[Given data]:
━━━━━━━━━━━━━━━━
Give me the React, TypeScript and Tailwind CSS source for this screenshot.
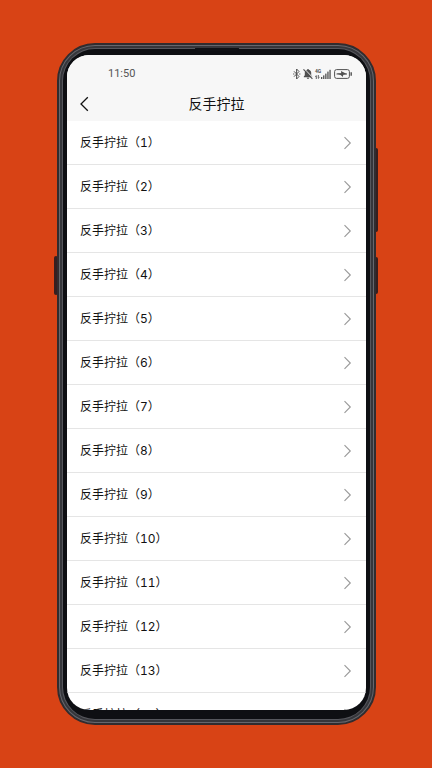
import React from 'react';

const TITLE = '反手拧拉';

const lessons = Array.from({ length: 14 }, (_, i) => i + 1);

const StatusIcons: React.FC = () => (
  <div className="flex items-center gap-[2px] text-[#505050]">
    {/* Bluetooth */}
    <svg width="8" height="12" viewBox="0 0 8 12" fill="none" stroke="currentColor" strokeWidth="1">
      <path d="M1 3.3 6 8.5 3.6 11V1L6 3.5 1 8.7" />
      <path d="M0.1 6h1.2M6.2 6h1.2" />
    </svg>
    {/* Muted bell */}
    <svg width="10" height="12" viewBox="0 0 10 12">
      <path
        d="M5 1c.6 0 .9.3.9.8 1.5.4 2.3 1.6 2.3 3v2.5l1 1.2v.7H.8v-.7l1-1.2V4.8c0-1.4.8-2.6 2.3-3C4.1 1.3 4.4 1 5 1ZM3.8 9.7h2.4c0 .7-.5 1.2-1.2 1.2s-1.2-.5-1.2-1.2Z"
        fill="currentColor"
      />
      <path d="M1.5 1 10 9.8" stroke="#f7f7f7" strokeWidth="1" />
      <path d="M.5 1.4 9.4 10.8" stroke="currentColor" strokeWidth="1.1" />
    </svg>
    {/* Mobile signal */}
    <div className="flex items-end">
      <div className="flex h-[10px] w-[6px] flex-col justify-between">
        <span className="font-['Roboto',sans-serif] text-[5px] font-bold leading-[5px]">4G</span>
        <svg width="5" height="4" viewBox="0 0 5 4" fill="none" stroke="currentColor" strokeWidth="0.9">
          <path d="M1.3 4V.6L.2 1.7M3.3 0v3.4l1.2-1.1" />
        </svg>
      </div>
      <svg width="10" height="10" viewBox="0 0 10 10" fill="currentColor">
        <rect x="0" y="8" width="1.3" height="2" />
        <rect x="2.1" y="6.4" width="1.3" height="3.6" />
        <rect x="4.2" y="4.6" width="1.3" height="5.4" />
        <rect x="6.3" y="2.6" width="1.3" height="7.4" />
        <rect x="8.4" y="0.8" width="1.3" height="9.2" />
      </svg>
    </div>
    {/* Battery */}
    <svg width="19" height="10" viewBox="0 0 19 10" className="ml-px">
      <rect x="0.6" y="0.6" width="14.8" height="8.8" rx="2" fill="none" stroke="currentColor" strokeWidth="1" />
      <path d="M2.6 4.5 7.2 4.2 7 2 12.8 5 9.2 5.8 9 7.9 6.6 5.9Z" fill="currentColor" />
      <path d="M2.5 5h10.5" stroke="currentColor" strokeWidth="1" />
      <path d="M17.2 3.2v3.6" stroke="currentColor" strokeWidth="1.4" />
    </svg>
  </div>
);

const App: React.FC = () => {
  return (
    <div className="flex h-screen bg-[#d84315] py-[43px] pl-[57px] pr-[56px] font-['Noto_Sans_CJK_SC',sans-serif]">
      <div className="relative flex min-w-0 flex-1">
        {/* Side buttons */}
        <span className="absolute -right-[2px] top-[105px] h-[84px] w-1 rounded-sm bg-[#351f20]" />
        <span className="absolute -right-[2px] top-[214px] h-[37px] w-1 rounded-sm bg-[#351f20]" />
        <span className="absolute -left-[3px] top-[213px] h-[39px] w-1 rounded-sm bg-[#351f20]" />

        {/* Phone body */}
        <div className="relative flex min-w-0 flex-1 rounded-[38px] border-2 border-[#302c2f] bg-[#65666c] p-px">
          <div className="flex min-w-0 flex-1 rounded-[35px] border-2 border-[#35363b] bg-[#55565c] p-px">
            <div className="flex min-w-0 flex-1 rounded-[32px] bg-[#0e0f13] px-1 pb-[9px] pt-[6px]">
              {/* Screen */}
              <div className="flex min-w-0 flex-1 flex-col overflow-hidden rounded-[22px] bg-white">
                <header className="bg-[#f7f7f7]">
                  <div className="flex h-[38px] items-center justify-between pl-[41px] pr-[13px]">
                    <time className="font-['Roboto',sans-serif] text-[11px] leading-4 text-[#555555]">11:50</time>
                    <StatusIcons />
                  </div>
                  <div className="grid h-7 grid-cols-[36px_1fr_36px] items-start">
                    <button type="button" aria-label="返回" className="flex h-[22px] items-center pl-3">
                      <svg width="10" height="16" viewBox="0 0 10 16" fill="none" stroke="#111111" strokeWidth="1.3">
                        <path d="M8.8 1.2 2 8l6.8 6.8" />
                      </svg>
                    </button>
                    <h1 className="text-center text-[14px] leading-5 text-[#111111]">{TITLE}</h1>
                  </div>
                </header>

                <ul className="min-h-0 flex-1 overflow-hidden">
                  {lessons.map((n) => (
                    <li key={n} className="border-b border-[#e5e5e5]">
                      <a
                        href={`#lesson-${n}`}
                        className="flex h-[43px] items-center justify-between pl-[13px] pr-[14px] text-[12px] text-[#111111]"
                      >
                        <span className="[text-spacing-trim:space-all]">
                          {TITLE}（<span className="font-['Inter',sans-serif] tabular-nums">{n}</span>）
                        </span>
                        <svg width="9" height="14" viewBox="0 0 9 14" fill="none" stroke="#999999" strokeWidth="1.1">
                          <path d="M1.5 1.2 7.3 7l-5.8 5.8" />
                        </svg>
                      </a>
                    </li>
                  ))}
                </ul>
              </div>
            </div>
          </div>
          {/* Earpiece */}
          <span className="absolute left-1/2 top-[3px] h-[3px] w-11 -translate-x-1/2 rounded-b-sm bg-[#101115]" />
        </div>
      </div>
    </div>
  );
};

export default App;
━━━━━━━━━━━━━━━━
[What to work on]: Reproduce the data verbatim. Do not carry any picture into the copy.

[Task solution]:
Give me the React, TypeScript and Tailwind CSS source for this screenshot.
import React from 'react';

const TITLE = '反手拧拉';

const lessons = Array.from({ length: 14 }, (_, i) => i + 1);

const StatusIcons: React.FC = () => (
  <div className="flex items-center gap-[2px] text-[#505050]">
    {/* Bluetooth */}
    <svg width="8" height="12" viewBox="0 0 8 12" fill="none" stroke="currentColor" strokeWidth="1">
      <path d="M1 3.3 6 8.5 3.6 11V1L6 3.5 1 8.7" />
      <path d="M0.1 6h1.2M6.2 6h1.2" />
    </svg>
    {/* Muted bell */}
    <svg width="10" height="12" viewBox="0 0 10 12">
      <path
        d="M5 1c.6 0 .9.3.9.8 1.5.4 2.3 1.6 2.3 3v2.5l1 1.2v.7H.8v-.7l1-1.2V4.8c0-1.4.8-2.6 2.3-3C4.1 1.3 4.4 1 5 1ZM3.8 9.7h2.4c0 .7-.5 1.2-1.2 1.2s-1.2-.5-1.2-1.2Z"
        fill="currentColor"
      />
      <path d="M1.5 1 10 9.8" stroke="#f7f7f7" strokeWidth="1" />
      <path d="M.5 1.4 9.4 10.8" stroke="currentColor" strokeWidth="1.1" />
    </svg>
    {/* Mobile signal */}
    <div className="flex items-end">
      <div className="flex h-[10px] w-[6px] flex-col justify-between">
        <span className="font-['Roboto',sans-serif] text-[5px] font-bold leading-[5px]">4G</span>
        <svg width="5" height="4" viewBox="0 0 5 4" fill="none" stroke="currentColor" strokeWidth="0.9">
          <path d="M1.3 4V.6L.2 1.7M3.3 0v3.4l1.2-1.1" />
        </svg>
      </div>
      <svg width="10" height="10" viewBox="0 0 10 10" fill="currentColor">
        <rect x="0" y="8" width="1.3" height="2" />
        <rect x="2.1" y="6.4" width="1.3" height="3.6" />
        <rect x="4.2" y="4.6" width="1.3" height="5.4" />
        <rect x="6.3" y="2.6" width="1.3" height="7.4" />
        <rect x="8.4" y="0.8" width="1.3" height="9.2" />
      </svg>
    </div>
    {/* Battery */}
    <svg width="19" height="10" viewBox="0 0 19 10" className="ml-px">
      <rect x="0.6" y="0.6" width="14.8" height="8.8" rx="2" fill="none" stroke="currentColor" strokeWidth="1" />
      <path d="M2.6 4.5 7.2 4.2 7 2 12.8 5 9.2 5.8 9 7.9 6.6 5.9Z" fill="currentColor" />
      <path d="M2.5 5h10.5" stroke="currentColor" strokeWidth="1" />
      <path d="M17.2 3.2v3.6" stroke="currentColor" strokeWidth="1.4" />
    </svg>
  </div>
);

const App: React.FC = () => {
  return (
    <div className="flex h-screen bg-[#d84315] py-[43px] pl-[57px] pr-[56px] font-['Noto_Sans_CJK_SC',sans-serif]">
      <div className="relative flex min-w-0 flex-1">
        {/* Side buttons */}
        <span className="absolute -right-[2px] top-[105px] h-[84px] w-1 rounded-sm bg-[#351f20]" />
        <span className="absolute -right-[2px] top-[214px] h-[37px] w-1 rounded-sm bg-[#351f20]" />
        <span className="absolute -left-[3px] top-[213px] h-[39px] w-1 rounded-sm bg-[#351f20]" />

        {/* Phone body */}
        <div className="relative flex min-w-0 flex-1 rounded-[38px] border-2 border-[#302c2f] bg-[#65666c] p-px">
          <div className="flex min-w-0 flex-1 rounded-[35px] border-2 border-[#35363b] bg-[#55565c] p-px">
            <div className="flex min-w-0 flex-1 rounded-[32px] bg-[#0e0f13] px-1 pb-[9px] pt-[6px]">
              {/* Screen */}
              <div className="flex min-w-0 flex-1 flex-col overflow-hidden rounded-[22px] bg-white">
                <header className="bg-[#f7f7f7]">
                  <div className="flex h-[38px] items-center justify-between pl-[41px] pr-[13px]">
                    <time className="font-['Roboto',sans-serif] text-[11px] leading-4 text-[#555555]">11:50</time>
                    <StatusIcons />
                  </div>
                  <div className="grid h-7 grid-cols-[36px_1fr_36px] items-start">
                    <button type="button" aria-label="返回" className="flex h-[22px] items-center pl-3">
                      <svg width="10" height="16" viewBox="0 0 10 16" fill="none" stroke="#111111" strokeWidth="1.3">
                        <path d="M8.8 1.2 2 8l6.8 6.8" />
                      </svg>
                    </button>
                    <h1 className="text-center text-[14px] leading-5 text-[#111111]">{TITLE}</h1>
                  </div>
                </header>

                <ul className="min-h-0 flex-1 overflow-hidden">
                  {lessons.map((n) => (
                    <li key={n} className="border-b border-[#e5e5e5]">
                      <a
                        href={`#lesson-${n}`}
                        className="flex h-[43px] items-center justify-between pl-[13px] pr-[14px] text-[12px] text-[#111111]"
                      >
                        <span className="[text-spacing-trim:space-all]">
                          {TITLE}（<span className="font-['Inter',sans-serif] tabular-nums">{n}</span>）
                        </span>
                        <svg width="9" height="14" viewBox="0 0 9 14" fill="none" stroke="#999999" strokeWidth="1.1">
                          <path d="M1.5 1.2 7.3 7l-5.8 5.8" />
                        </svg>
                      </a>
                    </li>
                  ))}
                </ul>
              </div>
            </div>
          </div>
          {/* Earpiece */}
          <span className="absolute left-1/2 top-[3px] h-[3px] w-11 -translate-x-1/2 rounded-b-sm bg-[#101115]" />
        </div>
      </div>
    </div>
  );
};

export default App;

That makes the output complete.